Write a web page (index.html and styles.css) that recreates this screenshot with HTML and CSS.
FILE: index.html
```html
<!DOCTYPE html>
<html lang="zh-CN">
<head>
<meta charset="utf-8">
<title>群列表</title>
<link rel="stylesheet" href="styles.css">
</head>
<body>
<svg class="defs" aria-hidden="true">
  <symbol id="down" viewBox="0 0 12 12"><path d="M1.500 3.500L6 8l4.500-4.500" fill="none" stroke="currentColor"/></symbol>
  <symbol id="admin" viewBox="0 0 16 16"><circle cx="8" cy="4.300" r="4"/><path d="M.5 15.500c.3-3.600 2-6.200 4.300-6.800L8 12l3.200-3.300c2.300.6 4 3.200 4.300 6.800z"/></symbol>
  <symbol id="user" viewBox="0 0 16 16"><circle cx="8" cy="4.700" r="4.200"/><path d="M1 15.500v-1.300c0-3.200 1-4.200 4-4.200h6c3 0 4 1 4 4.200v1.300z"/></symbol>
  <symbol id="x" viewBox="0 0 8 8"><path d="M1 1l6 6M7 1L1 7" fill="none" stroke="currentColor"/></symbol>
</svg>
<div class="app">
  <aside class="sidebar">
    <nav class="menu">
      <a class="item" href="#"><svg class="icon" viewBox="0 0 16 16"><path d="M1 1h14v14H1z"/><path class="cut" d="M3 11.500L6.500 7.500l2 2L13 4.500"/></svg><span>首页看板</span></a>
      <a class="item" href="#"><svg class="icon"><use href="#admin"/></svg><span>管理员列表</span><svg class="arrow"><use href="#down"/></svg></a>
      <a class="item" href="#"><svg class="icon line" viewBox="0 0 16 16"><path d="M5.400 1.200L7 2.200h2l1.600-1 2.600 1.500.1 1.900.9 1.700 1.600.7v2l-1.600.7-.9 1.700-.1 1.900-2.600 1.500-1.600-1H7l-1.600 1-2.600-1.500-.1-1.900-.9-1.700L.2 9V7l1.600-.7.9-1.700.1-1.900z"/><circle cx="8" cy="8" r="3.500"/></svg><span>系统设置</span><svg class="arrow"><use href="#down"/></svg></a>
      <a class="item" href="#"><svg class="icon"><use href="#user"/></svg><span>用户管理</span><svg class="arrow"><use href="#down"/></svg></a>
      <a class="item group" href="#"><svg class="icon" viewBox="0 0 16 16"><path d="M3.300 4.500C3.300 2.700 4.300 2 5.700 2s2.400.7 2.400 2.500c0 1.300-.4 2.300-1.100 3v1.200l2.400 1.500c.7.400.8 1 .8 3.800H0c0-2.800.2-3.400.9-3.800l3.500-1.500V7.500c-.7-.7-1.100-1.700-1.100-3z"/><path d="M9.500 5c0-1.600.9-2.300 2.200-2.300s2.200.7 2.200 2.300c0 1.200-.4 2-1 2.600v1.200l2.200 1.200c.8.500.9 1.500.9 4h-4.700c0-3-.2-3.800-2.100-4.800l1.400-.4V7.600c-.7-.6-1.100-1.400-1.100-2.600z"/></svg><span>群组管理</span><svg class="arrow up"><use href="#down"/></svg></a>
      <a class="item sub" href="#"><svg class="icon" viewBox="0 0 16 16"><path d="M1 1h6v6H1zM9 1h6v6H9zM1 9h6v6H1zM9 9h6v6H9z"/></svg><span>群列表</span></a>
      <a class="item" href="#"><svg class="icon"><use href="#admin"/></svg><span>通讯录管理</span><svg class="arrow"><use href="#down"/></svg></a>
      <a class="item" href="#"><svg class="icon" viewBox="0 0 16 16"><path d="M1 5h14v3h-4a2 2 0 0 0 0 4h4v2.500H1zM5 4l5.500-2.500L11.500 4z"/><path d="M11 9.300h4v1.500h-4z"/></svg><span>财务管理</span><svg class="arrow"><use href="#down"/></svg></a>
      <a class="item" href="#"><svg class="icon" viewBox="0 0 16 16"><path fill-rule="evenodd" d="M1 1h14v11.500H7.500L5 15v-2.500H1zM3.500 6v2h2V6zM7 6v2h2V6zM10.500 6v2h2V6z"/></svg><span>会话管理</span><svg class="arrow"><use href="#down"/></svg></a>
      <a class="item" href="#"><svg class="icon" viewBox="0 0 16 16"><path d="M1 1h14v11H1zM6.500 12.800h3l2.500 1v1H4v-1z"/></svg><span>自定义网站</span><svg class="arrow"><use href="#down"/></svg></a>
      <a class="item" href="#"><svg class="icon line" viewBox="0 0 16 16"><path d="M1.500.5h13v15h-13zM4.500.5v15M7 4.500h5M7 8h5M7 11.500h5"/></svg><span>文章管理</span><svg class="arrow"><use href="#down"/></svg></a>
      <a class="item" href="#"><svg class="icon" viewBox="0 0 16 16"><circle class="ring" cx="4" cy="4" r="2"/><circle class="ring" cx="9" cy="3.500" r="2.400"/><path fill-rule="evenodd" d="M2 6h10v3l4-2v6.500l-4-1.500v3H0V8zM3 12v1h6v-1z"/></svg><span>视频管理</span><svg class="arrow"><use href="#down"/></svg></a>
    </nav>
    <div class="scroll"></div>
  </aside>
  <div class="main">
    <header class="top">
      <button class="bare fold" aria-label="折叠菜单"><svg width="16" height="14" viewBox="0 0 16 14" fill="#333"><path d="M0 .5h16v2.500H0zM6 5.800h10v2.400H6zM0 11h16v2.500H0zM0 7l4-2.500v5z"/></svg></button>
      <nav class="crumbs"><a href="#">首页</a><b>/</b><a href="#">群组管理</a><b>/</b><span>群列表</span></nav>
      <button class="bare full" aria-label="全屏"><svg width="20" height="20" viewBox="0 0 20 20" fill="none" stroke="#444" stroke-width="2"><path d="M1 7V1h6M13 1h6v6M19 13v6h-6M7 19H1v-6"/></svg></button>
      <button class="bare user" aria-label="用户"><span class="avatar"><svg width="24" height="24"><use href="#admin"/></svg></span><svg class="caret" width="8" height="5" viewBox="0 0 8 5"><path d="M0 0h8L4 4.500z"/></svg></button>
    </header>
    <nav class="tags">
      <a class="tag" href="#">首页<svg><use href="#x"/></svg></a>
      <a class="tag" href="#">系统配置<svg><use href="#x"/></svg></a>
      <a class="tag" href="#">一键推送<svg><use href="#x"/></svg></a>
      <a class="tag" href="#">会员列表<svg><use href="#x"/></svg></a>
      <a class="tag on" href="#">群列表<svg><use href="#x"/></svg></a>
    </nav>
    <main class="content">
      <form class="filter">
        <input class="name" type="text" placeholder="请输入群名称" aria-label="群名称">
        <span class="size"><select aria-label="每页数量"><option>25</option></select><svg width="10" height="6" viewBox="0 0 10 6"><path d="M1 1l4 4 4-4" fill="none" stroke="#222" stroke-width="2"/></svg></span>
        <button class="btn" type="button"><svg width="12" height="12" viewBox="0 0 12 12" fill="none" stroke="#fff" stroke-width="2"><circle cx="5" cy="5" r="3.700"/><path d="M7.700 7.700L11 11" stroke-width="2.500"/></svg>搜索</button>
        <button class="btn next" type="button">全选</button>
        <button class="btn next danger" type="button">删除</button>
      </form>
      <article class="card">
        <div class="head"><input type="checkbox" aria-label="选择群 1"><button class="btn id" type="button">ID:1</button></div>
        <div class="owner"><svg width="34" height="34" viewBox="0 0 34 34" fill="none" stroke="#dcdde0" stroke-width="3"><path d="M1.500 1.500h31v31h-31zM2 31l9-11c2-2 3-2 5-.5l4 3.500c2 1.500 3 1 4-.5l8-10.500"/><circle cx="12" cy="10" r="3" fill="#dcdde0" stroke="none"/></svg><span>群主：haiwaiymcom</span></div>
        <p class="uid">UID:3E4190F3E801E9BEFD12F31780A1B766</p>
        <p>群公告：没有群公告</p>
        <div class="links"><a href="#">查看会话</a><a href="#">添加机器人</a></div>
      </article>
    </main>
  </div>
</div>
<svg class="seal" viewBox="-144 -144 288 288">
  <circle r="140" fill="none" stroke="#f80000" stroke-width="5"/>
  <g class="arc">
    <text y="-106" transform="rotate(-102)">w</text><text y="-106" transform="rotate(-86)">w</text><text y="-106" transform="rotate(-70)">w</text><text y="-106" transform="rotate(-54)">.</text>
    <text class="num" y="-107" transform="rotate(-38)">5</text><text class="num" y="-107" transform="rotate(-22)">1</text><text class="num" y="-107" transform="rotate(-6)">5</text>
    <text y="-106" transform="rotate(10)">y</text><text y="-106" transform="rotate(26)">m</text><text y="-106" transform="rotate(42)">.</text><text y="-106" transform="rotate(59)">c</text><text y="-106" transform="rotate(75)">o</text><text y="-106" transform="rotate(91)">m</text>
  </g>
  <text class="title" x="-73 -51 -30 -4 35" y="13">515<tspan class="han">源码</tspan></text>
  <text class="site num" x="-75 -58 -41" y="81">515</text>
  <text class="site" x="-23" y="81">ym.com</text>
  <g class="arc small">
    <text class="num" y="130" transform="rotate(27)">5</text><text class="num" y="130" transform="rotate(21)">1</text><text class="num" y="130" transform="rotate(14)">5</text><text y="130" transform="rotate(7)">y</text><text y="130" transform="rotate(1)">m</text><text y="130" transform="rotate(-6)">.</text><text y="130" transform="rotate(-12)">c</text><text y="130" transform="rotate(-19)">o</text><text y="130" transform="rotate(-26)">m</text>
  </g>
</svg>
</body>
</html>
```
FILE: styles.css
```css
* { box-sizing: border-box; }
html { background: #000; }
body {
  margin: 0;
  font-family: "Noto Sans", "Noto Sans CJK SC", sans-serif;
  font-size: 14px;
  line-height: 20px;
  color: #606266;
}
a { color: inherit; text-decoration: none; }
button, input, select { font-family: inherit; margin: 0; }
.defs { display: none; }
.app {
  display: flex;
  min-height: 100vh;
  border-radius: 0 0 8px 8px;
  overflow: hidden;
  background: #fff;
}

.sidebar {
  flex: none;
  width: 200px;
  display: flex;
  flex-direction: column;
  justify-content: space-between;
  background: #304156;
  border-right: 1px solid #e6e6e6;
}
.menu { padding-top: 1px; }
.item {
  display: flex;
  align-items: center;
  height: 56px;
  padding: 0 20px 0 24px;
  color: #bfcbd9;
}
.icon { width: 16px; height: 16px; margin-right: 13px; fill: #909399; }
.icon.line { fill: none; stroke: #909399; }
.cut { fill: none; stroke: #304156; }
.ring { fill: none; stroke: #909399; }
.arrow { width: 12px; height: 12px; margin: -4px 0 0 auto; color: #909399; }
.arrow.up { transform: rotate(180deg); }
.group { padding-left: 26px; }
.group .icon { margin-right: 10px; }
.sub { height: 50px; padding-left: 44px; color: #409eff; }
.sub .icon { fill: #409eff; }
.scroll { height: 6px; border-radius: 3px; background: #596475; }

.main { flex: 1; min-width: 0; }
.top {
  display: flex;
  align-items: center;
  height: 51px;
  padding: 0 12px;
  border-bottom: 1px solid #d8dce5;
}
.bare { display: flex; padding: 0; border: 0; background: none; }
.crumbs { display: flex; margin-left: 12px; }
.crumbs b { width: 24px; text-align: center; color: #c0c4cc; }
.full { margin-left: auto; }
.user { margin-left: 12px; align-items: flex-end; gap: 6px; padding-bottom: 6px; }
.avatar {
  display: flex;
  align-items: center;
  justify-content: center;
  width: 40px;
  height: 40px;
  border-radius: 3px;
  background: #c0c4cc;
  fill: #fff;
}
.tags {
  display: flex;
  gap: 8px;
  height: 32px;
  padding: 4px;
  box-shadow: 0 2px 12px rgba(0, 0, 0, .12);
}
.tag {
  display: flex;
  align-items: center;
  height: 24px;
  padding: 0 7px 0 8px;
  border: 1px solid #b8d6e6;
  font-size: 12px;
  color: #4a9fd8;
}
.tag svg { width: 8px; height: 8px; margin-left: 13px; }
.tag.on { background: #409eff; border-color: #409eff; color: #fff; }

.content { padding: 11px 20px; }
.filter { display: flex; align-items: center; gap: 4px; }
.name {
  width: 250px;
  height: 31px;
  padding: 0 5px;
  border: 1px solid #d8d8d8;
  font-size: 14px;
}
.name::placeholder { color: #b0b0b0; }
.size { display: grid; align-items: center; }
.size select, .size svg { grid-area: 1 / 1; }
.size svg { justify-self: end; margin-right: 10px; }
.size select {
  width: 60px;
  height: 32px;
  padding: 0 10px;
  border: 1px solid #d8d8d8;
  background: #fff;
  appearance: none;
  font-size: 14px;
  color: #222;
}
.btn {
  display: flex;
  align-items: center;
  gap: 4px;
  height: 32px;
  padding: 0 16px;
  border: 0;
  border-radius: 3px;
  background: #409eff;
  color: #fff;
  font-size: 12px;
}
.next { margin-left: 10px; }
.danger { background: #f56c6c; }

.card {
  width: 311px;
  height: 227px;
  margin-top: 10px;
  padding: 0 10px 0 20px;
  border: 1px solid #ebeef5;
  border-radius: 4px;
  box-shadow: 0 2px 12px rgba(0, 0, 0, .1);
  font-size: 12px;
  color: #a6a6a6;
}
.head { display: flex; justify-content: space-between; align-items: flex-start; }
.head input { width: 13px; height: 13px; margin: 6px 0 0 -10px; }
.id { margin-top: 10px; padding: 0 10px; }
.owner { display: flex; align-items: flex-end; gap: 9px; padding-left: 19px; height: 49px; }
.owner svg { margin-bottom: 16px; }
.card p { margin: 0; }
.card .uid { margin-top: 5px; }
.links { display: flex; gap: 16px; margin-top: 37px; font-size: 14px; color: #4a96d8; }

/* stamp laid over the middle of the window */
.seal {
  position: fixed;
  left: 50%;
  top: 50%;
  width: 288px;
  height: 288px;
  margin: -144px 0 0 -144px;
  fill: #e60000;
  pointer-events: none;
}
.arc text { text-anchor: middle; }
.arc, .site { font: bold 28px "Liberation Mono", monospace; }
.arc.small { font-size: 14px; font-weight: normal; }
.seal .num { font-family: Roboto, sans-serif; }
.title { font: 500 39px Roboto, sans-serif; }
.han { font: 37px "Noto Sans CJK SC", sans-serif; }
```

········

## CHALLENGE
Copy each line above containing the string "index".

## EXPECTED ANSWER
Write a web page (index.html and styles.css) that recreates this screenshot with HTML and CSS.
FILE: index.html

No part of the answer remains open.